**What is asked**
Repeat the span of the entries below that starts at the line with "Write the React, TypeScript" and ends at the line with "export default App;", nothing more. Skip the pictures.

BEGIN Supplied entries

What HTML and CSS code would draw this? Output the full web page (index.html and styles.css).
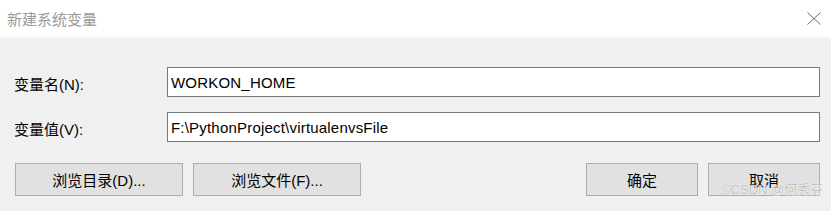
FILE: index.html
```html
<!DOCTYPE html>
<html lang="zh-CN">
<head>
<meta charset="utf-8">
<title>新建系统变量</title>
<link rel="stylesheet" href="styles.css">
</head>
<body>
<div class="dialog">
  <div class="titlebar">
    <span class="title">新建系统变量</span>
    <svg class="close" width="14" height="13" viewBox="0 0 14 13"><path d="M0.5 0.5 L13.5 12.5 M13.5 0.5 L0.5 12.5" stroke="#6a6a6a" stroke-width="1" fill="none"/></svg>
  </div>
  <div class="content">
    <div class="fields">
      <label class="label">变量名(N):</label>
      <div class="input">WORKON_HOME</div>
      <label class="label">变量值(V):</label>
      <div class="input">F:\PythonProject\virtualenvsFile</div>
    </div>
    <div class="buttons">
      <div class="group">
        <button class="btn wide">浏览目录(D)...</button>
        <button class="btn wide">浏览文件(F)...</button>
      </div>
      <div class="group">
        <button class="btn">确定</button>
        <button class="btn">取消</button>
      </div>
    </div>
  </div>
  <div class="watermark">©CSDN @何秀芬</div>
</div>
</body>
</html>
```

FILE: styles.css
```css
* { box-sizing: border-box; }
html, body { margin: 0; padding: 0; }
body {
  width: 831px;
  height: 211px;
  overflow: hidden;
  font-family: "Liberation Sans", "Noto Sans CJK SC", sans-serif;
  font-size: 15px;
  color: #000;
  background: #f0f0f0;
}
.dialog {
  position: relative;
  width: 831px;
  height: 211px;
}
.titlebar {
  height: 38px;
  background: #fff;
  border-bottom: 1px solid #f7f7f7;
  display: flex;
  align-items: center;
  justify-content: space-between;
  padding: 0 10px 1px 7px;
}
.title {
  color: #9a9a9a;
  font-size: 15px;
}
.content {
  padding: 29px 11px 0 14px;
}
.fields {
  display: grid;
  grid-template-columns: 153px 653px;
  row-gap: 15px;
  align-items: center;
}
.label {
  font-size: 15px;
  padding-top: 2px;
}
.input {
  height: 30px;
  background: #fff;
  border: 1px solid #7a7a7a;
  padding: 0 4px 0 3px;
  display: flex;
  align-items: center;
  font-size: 15px;
  letter-spacing: 0.2px;
  white-space: nowrap;
}
.buttons {
  display: flex;
  justify-content: space-between;
  margin-top: 21px;
  padding-left: 1px;
}
.group {
  display: flex;
  gap: 10px;
}
.btn {
  height: 33px;
  width: 112px;
  background: #e1e1e1;
  border: 1px solid #adadad;
  font-family: inherit;
  font-size: 15px;
  color: #000;
  padding: 0;
}
.btn.wide { width: 168px; }
.watermark {
  position: absolute;
  left: 721px;
  top: 182px;
  font-size: 13px;
  line-height: 16px;
  color: rgba(150, 150, 150, 0.6);
  text-shadow: 0 0 1px #fff, 0 0 1px #fff;
  white-space: nowrap;
}
```
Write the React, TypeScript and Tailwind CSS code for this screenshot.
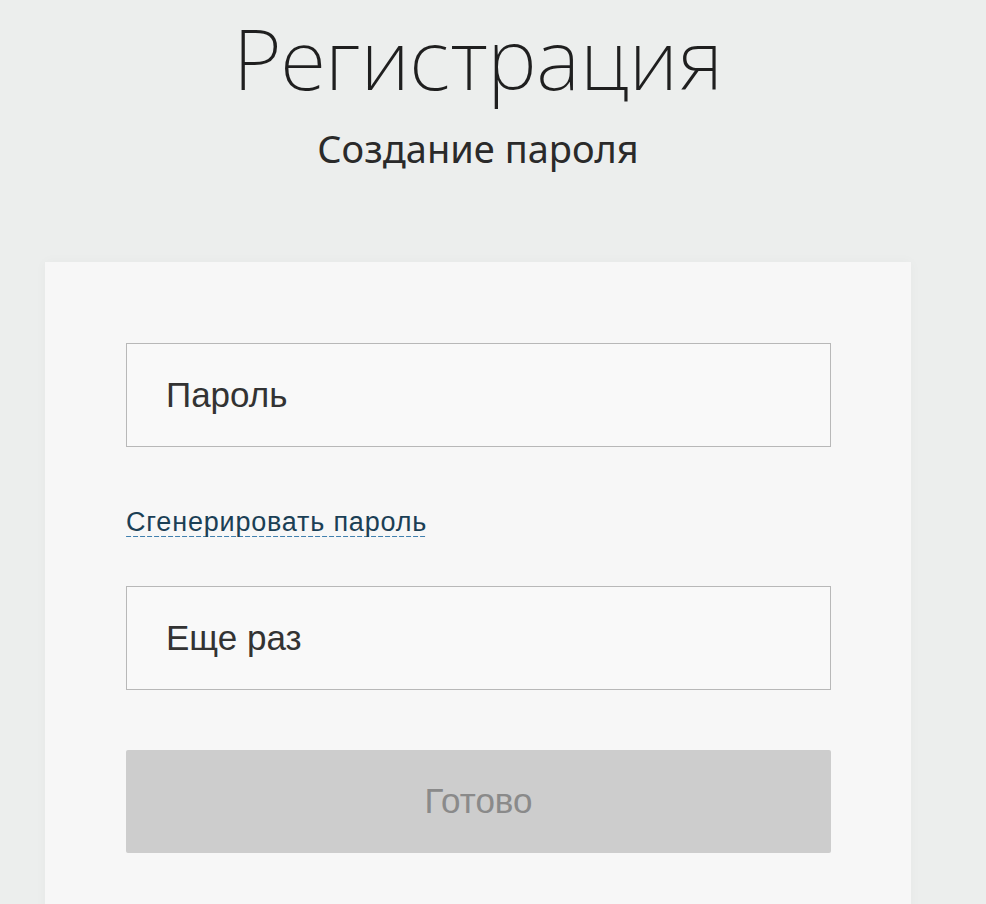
import React from "react";

const Field = ({ placeholder }: { placeholder: string }) => (
  <input
    type="password"
    placeholder={placeholder}
    className="block h-[104px] w-full border border-[#b8b8b8] bg-[#f9f9f9] pl-[39px] text-[35px] text-[#333] outline-none placeholder:text-[#333] [font-family:'Liberation_Sans',Arial,sans-serif]"
  />
);

const App = () => {
  return (
    <div className="min-h-[904px] w-full overflow-hidden bg-[#eceeed]">
      <div className="flex flex-col items-center pr-[30px]">
        <h1 className="h-[116px] text-[84px] font-extralight leading-[116px] text-[#1f1f1f] [font-family:'Noto_Sans','Open_Sans',sans-serif]">
          Регистрация
        </h1>
        <p className="mt-[6px] h-[52px] text-[38px] leading-[52px] text-[#2a2a2a] [font-family:'Noto_Sans','Open_Sans',sans-serif]">
          Создание пароля
        </p>
      </div>

      <div className="ml-[45px] mt-[88px] w-[866px] bg-[#f7f7f7] px-[81px] pt-[81px] pb-[60px] shadow-[0_0_12px_rgba(0,0,0,0.03)]">
        <div className="w-[705px]">
          <Field placeholder="Пароль" />

          <div className="mt-[60px] h-[30px] leading-[30px]">
            <a
              href="#"
              className="bg-[linear-gradient(to_right,#3f7fae_70%,transparent_0)] bg-[length:7px_1px] bg-bottom bg-repeat-x text-[27px] tracking-[0.8px] text-[#1b3f55] no-underline [font-family:'Liberation_Sans',Arial,sans-serif]"
            >
              Сгенерировать пароль
            </a>
          </div>

          <div className="mt-[49px]">
            <Field placeholder="Еще раз" />
          </div>

          <button
            disabled
            className="mt-[60px] flex h-[103px] w-full items-center justify-center rounded-[2px] bg-[#cdcdcd] text-[35px] text-[#8a8a8a] [font-family:'Liberation_Sans',Arial,sans-serif]"
          >
            Готово
          </button>
        </div>
      </div>
    </div>
  );
};

export default App;
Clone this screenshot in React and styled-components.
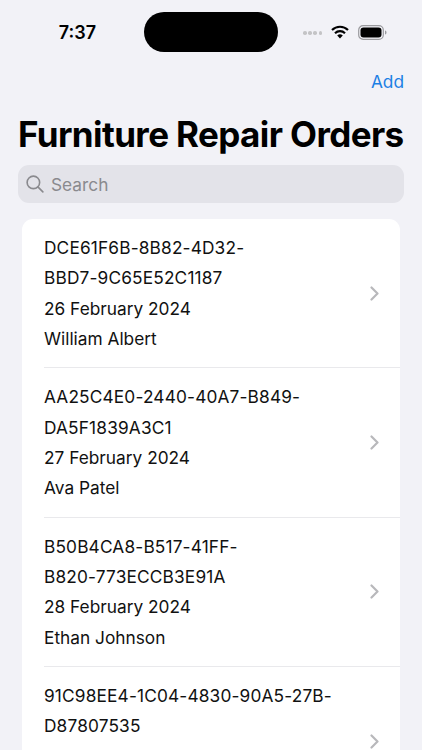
import React from 'react';
import styled, { createGlobalStyle } from 'styled-components';

const orders = [
  { id: 'DCE61F6B-8B82-4D32-BBD7-9C65E52C1187', lines: ['DCE61F6B-8B82-4D32-', 'BBD7-9C65E52C1187'], date: '26 February 2024', name: 'William Albert' },
  { id: 'AA25C4E0-2440-40A7-B849-DA5F1839A3C1', lines: ['AA25C4E0-2440-40A7-B849-', 'DA5F1839A3C1'], date: '27 February 2024', name: 'Ava Patel' },
  { id: 'B50B4CA8-B517-41FF-B820-773ECCB3E91A', lines: ['B50B4CA8-B517-41FF-', 'B820-773ECCB3E91A'], date: '28 February 2024', name: 'Ethan Johnson' },
  { id: '91C98EE4-1C04-4830-90A5-27B-D87807535', lines: ['91C98EE4-1C04-4830-90A5-27B-', 'D87807535'], date: '29 February 2024', name: '' },
];

const GlobalStyle = createGlobalStyle`
  html, body {
    margin: 0;
    height: 100%;
    overflow: hidden;
    background: #f2f2f7;
    font-family: Inter, "Liberation Sans", sans-serif;
    color: #000;
  }
`;

const Screen = styled.div`
  height: 750px;
  overflow: hidden;
  background: #f2f2f7;
`;

const StatusBar = styled.div`
  height: 64px;
  display: grid;
  grid-template-columns: 144px 134px 1fr;
  align-items: center;
`;

const Clock = styled.div`
  font-size: 18px;
  font-weight: 600;
  text-align: right;
  padding-right: 48px;
`;

const Island = styled.div`
  width: 134px;
  height: 40px;
  background: #000;
  border-radius: 20px;
`;

const StatusIcons = styled.div`
  display: flex;
  align-items: center;
  padding-left: 25px;
  gap: 9px;
`;

const Signal = styled.div`
  display: flex;
  gap: 1.7px;
  margin-top: 2px;
`;

const SignalDot = styled.span`
  width: 3.5px;
  height: 3.5px;
  border-radius: 50%;
  background: #c4c4c6;
`;

const NavBar = styled.div`
  height: 48px;
  box-sizing: border-box;
  padding: 0 18px 14px 0;
  display: flex;
  justify-content: flex-end;
  align-items: center;
`;

const AddButton = styled.button`
  border: 0;
  padding: 0;
  background: none;
  font: inherit;
  font-size: 17.3px;
  color: #1c80e4;
`;

const Title = styled.h1`
  margin: 0;
  padding: 0 18px;
  font-size: 35px;
  line-height: 44px;
  font-weight: 700;
  letter-spacing: -0.6px;
  white-space: nowrap;
`;

const SearchBar = styled.div`
  margin: 9px 18px 0;
  height: 38px;
  display: flex;
  align-items: center;
  gap: 7px;
  padding-left: 8px;
  border-radius: 11px;
  background: #e3e3e9;
  color: #8a8a8e;
  font-size: 17.3px;
`;

const List = styled.ul`
  list-style: none;
  margin: 16px 22px 0;
  padding: 0;
  background: #fff;
  border-radius: 11px 11px 0 0;
`;

const Row = styled.li`
  margin-left: 22px;
  height: 149.4px;
  box-sizing: border-box;
  display: flex;
  align-items: flex-start;
  justify-content: space-between;
  border-bottom: 1px solid #e9e9ec;
  &:last-child {
    border-bottom: 0;
  }
`;

const Details = styled.div`
  padding-top: 14px;
  font-size: 17.3px;
  line-height: 30.3px;
  color: #111;
`;

const Line = styled.div`
  white-space: nowrap;
  min-height: 30.3px;
`;

const IdLine = styled(Line)`
  letter-spacing: 0.15px;
`;

const ChevronIcon = styled.svg`
  flex: none;
  align-self: center;
  margin-right: 21px;
  fill: none;
  stroke: #b8b8bb;
  stroke-width: 2.2;
  stroke-linecap: round;
  stroke-linejoin: round;
`;

function Wifi() {
  return (
    <svg width="18" height="14" viewBox="0 0 18 14" aria-hidden="true">
      <path d="M1 5a11.5 11.5 0 0 1 16 0" fill="none" stroke="#000" strokeWidth="2.2" />
      <path d="M4 8.2a7.2 7.2 0 0 1 10 0" fill="none" stroke="#000" strokeWidth="2.2" />
      <path d="M9 13.5 6.2 10.6a4 4 0 0 1 5.6 0z" fill="#000" />
    </svg>
  );
}

function Battery() {
  return (
    <svg width="29" height="15" viewBox="0 0 29 15" aria-hidden="true">
      <rect x="0.7" y="0.7" width="24.6" height="13.6" rx="4.4" fill="none" stroke="#9a9a9e" strokeWidth="1.2" />
      <rect x="2.5" y="2.5" width="21" height="10" rx="3" fill="#000" />
      <path d="M27 5.5c1 .3 1.5 1 1.5 2s-.5 1.7-1.5 2z" fill="#9a9a9e" />
    </svg>
  );
}

function SearchIcon() {
  return (
    <svg width="18" height="18" viewBox="0 0 19 19" fill="none" stroke="#8a8a8e" strokeWidth="1.7" strokeLinecap="round" aria-hidden="true">
      <circle cx="7.8" cy="7.8" r="6.6" />
      <path d="m12.8 12.8 5 5" />
    </svg>
  );
}

export default function App() {
  return (
    <Screen>
      <GlobalStyle />
      <StatusBar>
        <Clock>7:37</Clock>
        <Island />
        <StatusIcons>
          <Signal>
            {[0, 1, 2, 3].map((dot) => <SignalDot key={dot} />)}
          </Signal>
          <Wifi />
          <Battery />
        </StatusIcons>
      </StatusBar>
      <NavBar>
        <AddButton>Add</AddButton>
      </NavBar>
      <Title>Furniture Repair Orders</Title>
      <SearchBar>
        <SearchIcon />
        Search
      </SearchBar>
      <List>
        {orders.map((order) => (
          <Row key={order.id}>
            <Details>
              {order.lines.map((line) => <IdLine key={line}>{line}</IdLine>)}
              <Line>{order.date}</Line>
              <Line>{order.name}</Line>
            </Details>
            <ChevronIcon width="9" height="15" viewBox="0 0 9 15" aria-hidden="true">
              <path d="m1.5 1.5 6 6-6 6" />
            </ChevronIcon>
          </Row>
        ))}
      </List>
    </Screen>
  );
}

END Supplied entries

**Expected output**
Write the React, TypeScript and Tailwind CSS code for this screenshot.
import React from "react";

const Field = ({ placeholder }: { placeholder: string }) => (
  <input
    type="password"
    placeholder={placeholder}
    className="block h-[104px] w-full border border-[#b8b8b8] bg-[#f9f9f9] pl-[39px] text-[35px] text-[#333] outline-none placeholder:text-[#333] [font-family:'Liberation_Sans',Arial,sans-serif]"
  />
);

const App = () => {
  return (
    <div className="min-h-[904px] w-full overflow-hidden bg-[#eceeed]">
      <div className="flex flex-col items-center pr-[30px]">
        <h1 className="h-[116px] text-[84px] font-extralight leading-[116px] text-[#1f1f1f] [font-family:'Noto_Sans','Open_Sans',sans-serif]">
          Регистрация
        </h1>
        <p className="mt-[6px] h-[52px] text-[38px] leading-[52px] text-[#2a2a2a] [font-family:'Noto_Sans','Open_Sans',sans-serif]">
          Создание пароля
        </p>
      </div>

      <div className="ml-[45px] mt-[88px] w-[866px] bg-[#f7f7f7] px-[81px] pt-[81px] pb-[60px] shadow-[0_0_12px_rgba(0,0,0,0.03)]">
        <div className="w-[705px]">
          <Field placeholder="Пароль" />

          <div className="mt-[60px] h-[30px] leading-[30px]">
            <a
              href="#"
              className="bg-[linear-gradient(to_right,#3f7fae_70%,transparent_0)] bg-[length:7px_1px] bg-bottom bg-repeat-x text-[27px] tracking-[0.8px] text-[#1b3f55] no-underline [font-family:'Liberation_Sans',Arial,sans-serif]"
            >
              Сгенерировать пароль
            </a>
          </div>

          <div className="mt-[49px]">
            <Field placeholder="Еще раз" />
          </div>

          <button
            disabled
            className="mt-[60px] flex h-[103px] w-full items-center justify-center rounded-[2px] bg-[#cdcdcd] text-[35px] text-[#8a8a8a] [font-family:'Liberation_Sans',Arial,sans-serif]"
          >
            Готово
          </button>
        </div>
      </div>
    </div>
  );
};

export default App;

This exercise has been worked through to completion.